INFORMATION SHOWN |
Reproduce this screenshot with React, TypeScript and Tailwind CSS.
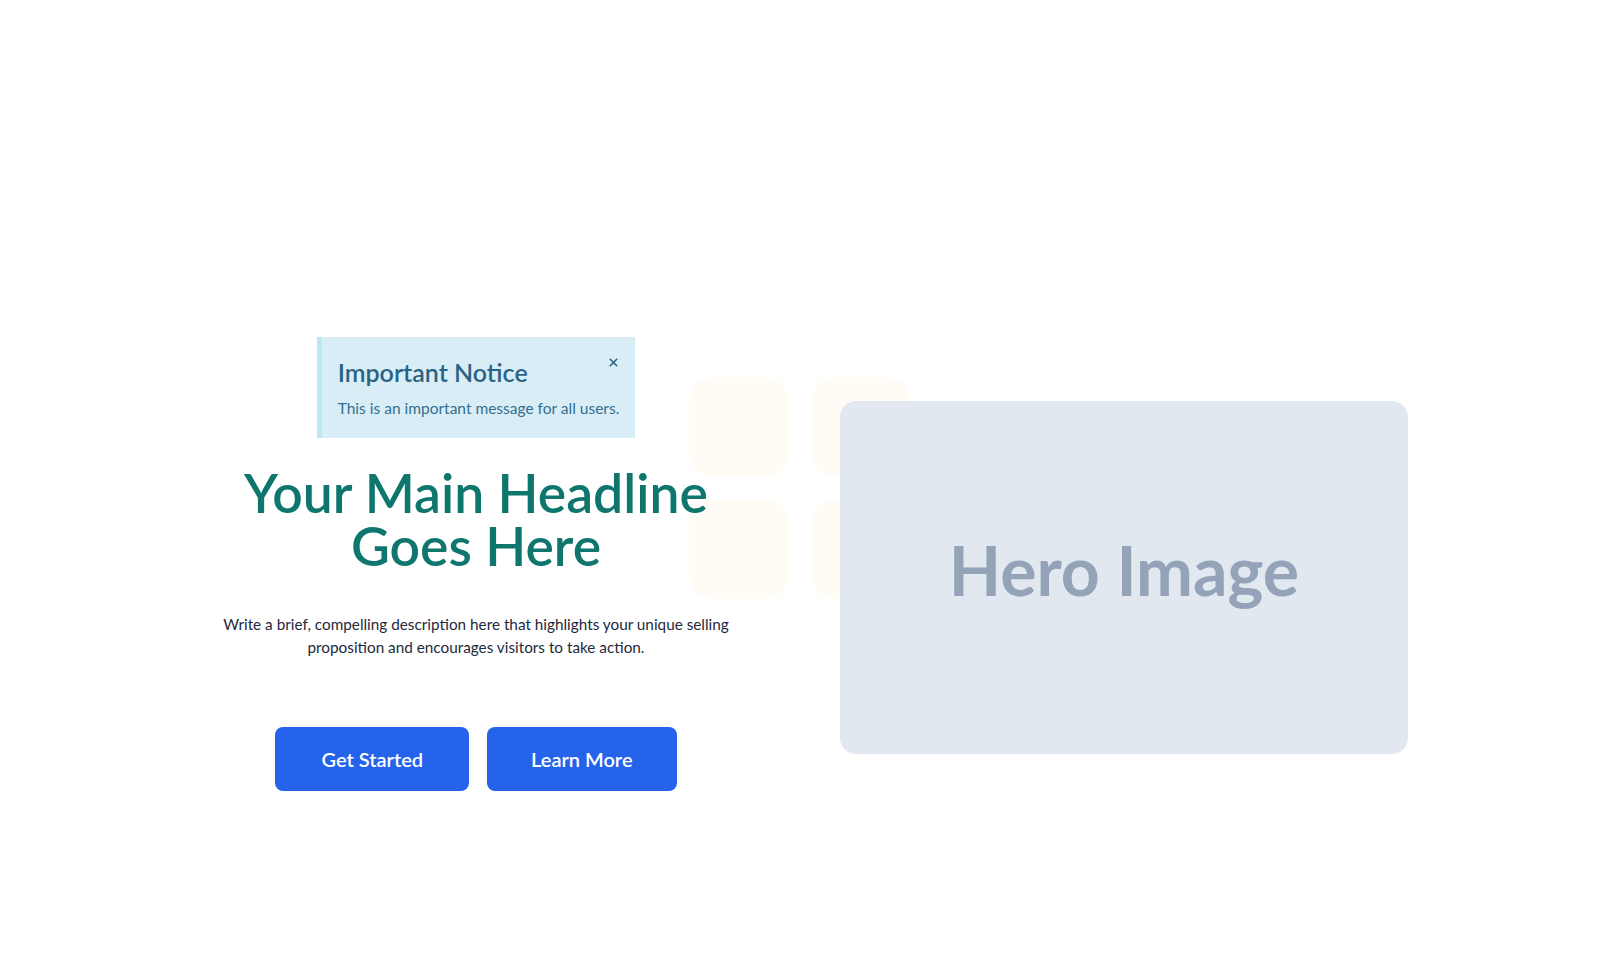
import { X } from "lucide-react";

const Notice = () => (
	<div className="relative w-fit border-l-[5px] border-[#bce8f1] bg-[#d9edf7] pb-[18px] pl-4 pr-4 pt-[19px] text-left text-[#31708f]">
		<button className="absolute right-[15px] top-[19px] text-[#2a6485]" aria-label="Close">
			<X className="size-[13px]" strokeWidth={3} />
		</button>
		<h3 className="text-[25px] font-semibold leading-8 text-[#2a6485]">Important Notice</h3>
		<p className="mt-2 text-[15.5px] leading-6">This is an important message for all users.</p>
	</div>
);

export default function App() {
	return (
		<div className="min-h-screen bg-white font-['Lato',sans-serif]">
			<section className="mx-auto max-w-7xl px-8 pt-[337px]">
				<div className="relative grid grid-cols-2 items-start gap-20">
					{/* background decoration */}
					<div className="absolute left-[497px] top-[40px] grid grid-cols-2 gap-[22px]">
						<div className="size-[100px] rounded-3xl bg-[#fefcf4]" />
						<div className="size-[100px] rounded-3xl bg-[#fefcf4]" />
						<div className="size-[100px] rounded-3xl bg-[#fefcf4]" />
						<div className="size-[100px] rounded-3xl bg-[#fefcf4]" />
					</div>

					<div className="relative flex flex-col items-center text-center">
						<Notice />
						<h1 className="mt-[28px] text-[53.5px] font-semibold leading-[53px] text-[#0f766e]">
							Your Main Headline
							<br />
							Goes Here
						</h1>
						<p className="mt-[41px] text-[15.3px] leading-[23px] text-[#1e293b]">
							Write a brief, compelling description here that highlights your unique selling
							<br />
							proposition and encourages visitors to take action.
						</p>
						<div className="mt-[68px] flex gap-[18px]">
							<button className="rounded-lg bg-[#2563eb] px-[46px] py-[18px] text-xl font-semibold leading-7 text-white">
								Get Started
							</button>
							<button className="rounded-lg bg-[#2563eb] px-[44px] py-[18px] text-xl font-semibold leading-7 text-white">
								Learn More
							</button>
						</div>
					</div>

					<div className="relative mt-16 flex h-[353px] items-center justify-center rounded-2xl bg-[#e2e8f0] pb-4">
						<span className="text-[68px] font-bold text-[#94a3b8]">Hero Image</span>
					</div>
				</div>
			</section>
		</div>
	);
}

STATED PROBLEM | In this exercise, set down all of the data exactly, without the pictures.

FINAL RESULT |
Reproduce this screenshot with React, TypeScript and Tailwind CSS.
import { X } from "lucide-react";

const Notice = () => (
	<div className="relative w-fit border-l-[5px] border-[#bce8f1] bg-[#d9edf7] pb-[18px] pl-4 pr-4 pt-[19px] text-left text-[#31708f]">
		<button className="absolute right-[15px] top-[19px] text-[#2a6485]" aria-label="Close">
			<X className="size-[13px]" strokeWidth={3} />
		</button>
		<h3 className="text-[25px] font-semibold leading-8 text-[#2a6485]">Important Notice</h3>
		<p className="mt-2 text-[15.5px] leading-6">This is an important message for all users.</p>
	</div>
);

export default function App() {
	return (
		<div className="min-h-screen bg-white font-['Lato',sans-serif]">
			<section className="mx-auto max-w-7xl px-8 pt-[337px]">
				<div className="relative grid grid-cols-2 items-start gap-20">
					{/* background decoration */}
					<div className="absolute left-[497px] top-[40px] grid grid-cols-2 gap-[22px]">
						<div className="size-[100px] rounded-3xl bg-[#fefcf4]" />
						<div className="size-[100px] rounded-3xl bg-[#fefcf4]" />
						<div className="size-[100px] rounded-3xl bg-[#fefcf4]" />
						<div className="size-[100px] rounded-3xl bg-[#fefcf4]" />
					</div>

					<div className="relative flex flex-col items-center text-center">
						<Notice />
						<h1 className="mt-[28px] text-[53.5px] font-semibold leading-[53px] text-[#0f766e]">
							Your Main Headline
							<br />
							Goes Here
						</h1>
						<p className="mt-[41px] text-[15.3px] leading-[23px] text-[#1e293b]">
							Write a brief, compelling description here that highlights your unique selling
							<br />
							proposition and encourages visitors to take action.
						</p>
						<div className="mt-[68px] flex gap-[18px]">
							<button className="rounded-lg bg-[#2563eb] px-[46px] py-[18px] text-xl font-semibold leading-7 text-white">
								Get Started
							</button>
							<button className="rounded-lg bg-[#2563eb] px-[44px] py-[18px] text-xl font-semibold leading-7 text-white">
								Learn More
							</button>
						</div>
					</div>

					<div className="relative mt-16 flex h-[353px] items-center justify-center rounded-2xl bg-[#e2e8f0] pb-4">
						<span className="text-[68px] font-bold text-[#94a3b8]">Hero Image</span>
					</div>
				</div>
			</section>
		</div>
	);
}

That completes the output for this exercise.